Opinion
2014-07-24
Nicole Salk, South Brooklyn Legal Services, New York City, for appellant. Eric T. Schneiderman, Attorney General, New York City (Linda Joseph of counsel), for respondent.
Nicole Salk, South Brooklyn Legal Services, New York City, for appellant. Eric T. Schneiderman, Attorney General, New York City (Linda Joseph of counsel), for respondent.
Before: LAHTINEN, J.P., McCARTHY, ROSE, LYNCH and CLARK, JJ.
Appeal from a decision of the Unemployment Insurance Appeal Board, filed December 6, 2013, which, upon reconsideration, adhered to its prior decision ruling, among other things, that claimant was disqualified from receiving unemployment insurance benefits because her employment was terminated due to misconduct.

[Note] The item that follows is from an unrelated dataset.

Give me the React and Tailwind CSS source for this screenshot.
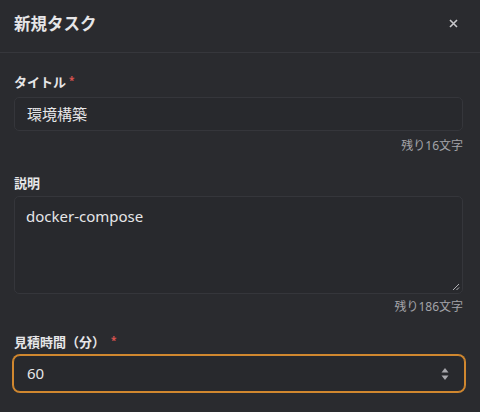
import React from "react";

const font = { fontFamily: '"Noto Sans", "Noto Sans CJK JP", sans-serif' };

export default function App() {
  return (
    <div className="w-[480px] h-[412px] bg-[#2a2b2f] text-[#e6e6e8] overflow-hidden" style={font}>
      <div className="h-[53px] flex items-center justify-between pl-[14px] pr-[22px] border-b border-[#36373c]">
        <h2 className="text-[16.5px] font-bold leading-none -mt-[3px]">新規タスク</h2>
        <svg width="9" height="9" viewBox="0 0 9 9" className="-mt-[5px]">
          <path d="M1 1 L8 8 M8 1 L1 8" stroke="#c8c8cc" strokeWidth="1.6" />
        </svg>
      </div>
      <div className="pl-[14px] pr-[17px] pt-[20px] w-full">
        <div className="text-[13px] font-bold leading-[18px] flex items-start">
          タイトル<span className="text-[#d9534f] text-[10px] leading-[14px] ml-[3px]">*</span>
        </div>
        <div className="mt-[6px] h-[34px] border border-[#35363b] bg-[#28292d] rounded-[5px] flex items-center px-[12px] text-[15px]">
          環境構築
        </div>
        <div className="mt-[6px] text-right text-[12px] leading-[18px] text-[#a3a3a8]">残り16文字</div>

        <div className="mt-[19px] text-[13px] font-bold leading-[18px]">説明</div>
        <div className="relative mt-[4px] h-[98px] border border-[#35363b] bg-[#28292d] rounded-[5px] px-[11px] pt-[8px] text-[15px]">
          docker-compose
          <svg className="absolute right-[2px] bottom-[2px]" width="9" height="9" viewBox="0 0 9 9">
            <path d="M8 2 L2 8 M8 5.5 L5.5 8" stroke="#b0b0b5" strokeWidth="1" />
          </svg>
        </div>
        <div className="mt-[4px] text-right text-[12px] leading-[18px] text-[#a3a3a8]">残り186文字</div>

        <div className="mt-[17px] text-[13px] font-bold leading-[18px] flex items-start">
          見積時間（分）<span className="text-[#d9534f] text-[10px] leading-[14px] ml-[6px]">*</span>
        </div>
        <div className="mt-[4px] -ml-[1px] -mr-[2px] h-[37px] border border-[#d0872f] ring-1 ring-[#d0872f] bg-[#28292d] rounded-[7px] flex items-center justify-between pl-[13px] pr-[15px] text-[15px]">
          <span>60</span>
          <svg width="8" height="16" viewBox="0 0 8 16">
            <path d="M4 2 L7.5 6.5 L0.5 6.5 Z" fill="#a8a8ad" />
            <path d="M4 14 L7.5 9.5 L0.5 9.5 Z" fill="#a8a8ad" />
          </svg>
        </div>
      </div>
    </div>
  );
}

Claimant worked as a teller for a company that provides check cashing and financial services. On August 29, 2011, she gave a customer a money order, but the money for the transaction appeared to have been misplaced or missing, leaving her with a cash shortage of $700. When she notified the employer's chief operating officer of the discrepancy, she was immediately suspended while an effort was made to find the missing cash. Claimant had received prior warnings regarding cash shortages and was informed that, if the missing cash could not be located, she would be terminated. A few days later when the chief operating officer advised her that the cash had not been found, claimant accused him and his staff of setting her up for discharge. Claimant's employment was terminated as a result. She applied for and received unemployment insurance benefits in the amount of $1,666.25. It was later determined, however, that she was disqualified from receiving benefits because her employment was terminated due to misconduct and she was charged with a recoverable overpayment and forfeiture penalty based upon her willful misrepresentations. The UnemploymentInsurance Appeal Board concurred and adhered to its decision upon reconsideration. Claimant now appeals.
A claimant's failure to abide by an employer's reasonable policies, despite repeated warnings, that has a detrimental effect on the employer has been held to constitute disqualifying misconduct ( see Matter of Burt [Rapid Response Monitoring Servs., Inc.-Commissioner of Labor ], 107 A.D.3d 1284, 1285, 967 N.Y.S.2d 523 [2013];Matter of Steadman [Commissioner of Labor], 55 A.D.3d 1124, 1124, 865 N.Y.S.2d 745 [2008] ). Here, the employer had a policy of requiring tellers to collect payments before issuing money orders. Claimant basically admitted that she did not collect money from the customer before issuing the money order at issue, but maintained that it was an inadvertent error. Given claimant's clear violation of the employer's policy and history of past shortages for which she had been warned, substantial evidence supports the Board's finding that she engaged in disqualifying misconduct ( see Matter of Ruggiero [Commissioner of Labor], 45 A.D.3d 1161, 1162, 846 N.Y.S.2d 675 [2007];Matter of Hartman [Roslyn Sav. Bank–Commisioner of Labor], 257 A.D.2d 878, 878–879, 684 N.Y.S.2d 42 [1999] ). Furthermore, insofar as claimant inaccurately represented when applying for benefits that she was unemployed due to a lack of work, we find no reason to disturb the Board's imposition of a recoverable overpayment or forfeiture penalty based upon her willful misrepresentations ( see Matter of Dit [Commissioner of Labor], 98 A.D.3d 1183, 950 N.Y.S.2d 830 [2012];Matter of Mondragon [Commissioner of Labor], 85 A.D.3d 1477, 1478, 926 N.Y.S.2d 213 [2011] ).